Vertrauensbarrieren: Fehlendes Zutrauen und technische Skepsis
Digitale Systeme werden von vielen Nutzern mit Risiken und Fehleranfälligkeit assoziiert. Die Angst, etwas falsch zu machen oder bei Problemen allein gelassen zu werden, hemmt die Bereitschaft zur Nutzung. Gleichzeitig zeigt sich: Wer bereits Erfahrungen mit der digitalen Schadenmeldung gesammelt hat, ist überzeugt – und würde sie erneut nutzen. Die Herausforderung liegt also nicht im Prozess selbst, sondern in der initialen Überwindung der Einstiegshürde.
Was Nutzer wirklich wollen: Schnell, klar, effizient
In einer vertiefenden Analyse wurde ermittelt, welche Merkmale aus Nutzersicht besonders wichtig sind. Die klare Top-3:
Zeitliche und örtliche Flexibilität
Transparente Abläufe
Hohe Verarbeitungsgeschwindigkeit
Auffällig: Der persönliche Kontakt ist weniger relevant – solange das digitale System Vertrauen schafft und verständlich gestaltet ist. Digitale Schadenmeldung muss also nicht persönlich sein, aber menschlich wirken.

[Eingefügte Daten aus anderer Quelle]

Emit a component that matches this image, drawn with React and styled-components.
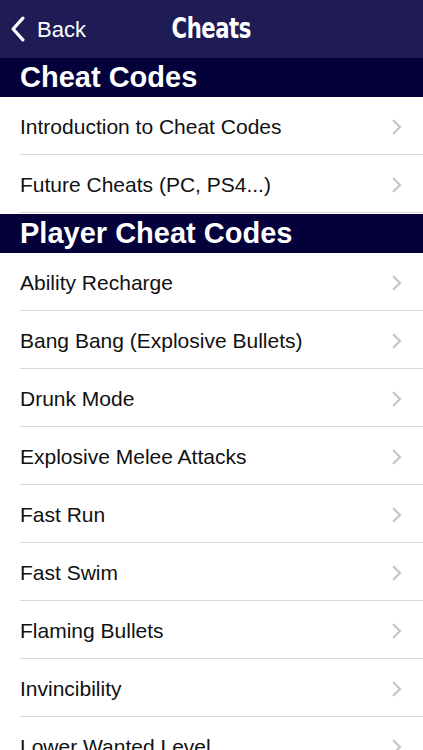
import React from 'react';
import styled, { createGlobalStyle } from 'styled-components';

const GlobalStyle = createGlobalStyle`
  html, body {
    margin: 0;
    padding: 0;
    background: #ffffff;
    font-family: "Liberation Sans", Arial, sans-serif;
    -webkit-font-smoothing: antialiased;
  }
`;

const sections = [
  {
    title: 'Cheat Codes',
    items: ['Introduction to Cheat Codes', 'Future Cheats (PC, PS4...)'],
  },
  {
    title: 'Player Cheat Codes',
    items: [
      'Ability Recharge',
      'Bang Bang (Explosive Bullets)',
      'Drunk Mode',
      'Explosive Melee Attacks',
      'Fast Run',
      'Fast Swim',
      'Flaming Bullets',
      'Invincibility',
      'Lower Wanted Level',
    ],
  },
];

const Chevron = ({ size = 12, color = '#c7c7cc', width = 2.4 }) => (
  <svg width={size * 0.62} height={size} viewBox="0 0 10 16" fill="none">
    <path d="M2 2 L8 8 L2 14" stroke={color} strokeWidth={width} strokeLinecap="square" strokeLinejoin="miter" />
  </svg>
);

const App = () => {
  return (
    <>
      <GlobalStyle />
      <Screen>
        <NavBar>
          <BackButton>
            <BackIcon viewBox="0 0 14 24" fill="none">
              <path d="M11.5 2 L2.5 12 L11.5 22" stroke="#ffffff" strokeWidth="3" strokeLinecap="round" strokeLinejoin="round" />
            </BackIcon>
            <span>Back</span>
          </BackButton>
          <Title>Cheats</Title>
        </NavBar>
        {sections.map((section, i) => (
          <Section key={section.title} $first={i === 0}>
            <SectionHeader>{section.title}</SectionHeader>
            {section.items.map((item) => (
              <Row key={item}>
                <RowLabel>{item}</RowLabel>
                <Chevron size={16} />
              </Row>
            ))}
          </Section>
        ))}
      </Screen>
    </>
  );
};

export default App;

const Screen = styled.div`
  width: 423px;
  height: 750px;
  overflow: hidden;
  background: #ffffff;
`;

const NavBar = styled.div`
  position: relative;
  height: 58px;
  background: #1e1b55;
  display: flex;
  align-items: center;
  justify-content: center;
`;

const BackButton = styled.div`
  position: absolute;
  left: 10px;
  top: 0;
  bottom: 0;
  display: flex;
  align-items: center;
  gap: 11px;
  color: #ffffff;
  font-size: 22px;
  span {
    margin-top: 2px;
  }
`;

const BackIcon = styled.svg`
  width: 16px;
  height: 26px;
`;

const Title = styled.div`
  color: #ffffff;
  font-family: "DejaVu Sans Condensed", "DejaVu Sans", sans-serif;
  font-weight: 700;
  font-size: 28px;
  letter-spacing: -0.5px;
  transform: scaleX(0.84);
  margin-top: -1px;
`;

const Section = styled.div`
  margin-top: ${(p) => (p.$first ? '0' : '1px')};
`;

const SectionHeader = styled.div`
  height: 39px;
  background: #03003a;
  color: #ffffff;
  font-weight: 700;
  font-size: 29px;
  padding-left: 20px;
  display: flex;
  align-items: center;
  box-sizing: border-box;
  padding-bottom: 1px;
`;

const Row = styled.div`
  height: 58px;
  margin-left: 20px;
  padding-right: 21px;
  padding-top: 2px;
  display: flex;
  align-items: center;
  justify-content: space-between;
  border-bottom: 1px solid #d9d9dc;
  box-sizing: border-box;
`;

const RowLabel = styled.div`
  color: #111111;
  font-size: 21px;
`;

Künstliche Intelligenz als Beschleuniger der Entwicklung
Moderne Systeme gehen längst über einfache Formulare hinaus. KI-gestützte Schadenprozesse ermöglichen sofortige Analyse, Prognosen zur Bearbeitungszeit und gezielte Empfehlungen. Das führt zu einem echten Nutzen: weniger Aufwand, mehr Klarheit, keine Wartezeiten. Damit wird die digitale Schadenmeldung beim Auto zu einem echten Werkzeug für mehr Sicherheit und Effizienz – genau dann, wenn es gebraucht wird.
Was Versicherer jetzt tun müssen
Die digitale Schadenmeldung hat das Potenzial, den klassischen Schadenprozess substanziell zu verbessern – emotional, kognitiv und funktional. Damit sie sich durchsetzt, müssen Versicherer jedoch die psychologischen Barrieren verstehen und adressieren. Nur wenn der digitale Kanal als gleichwertige, wenn nicht sogar bessere Alternative zur Hotline empfunden wird, wird er zur bevorzugten Wahl der Versicherten. Ein klarer Fokus auf Nutzerführung, Vertrauen und verständliche Kommunikation ist entscheidend.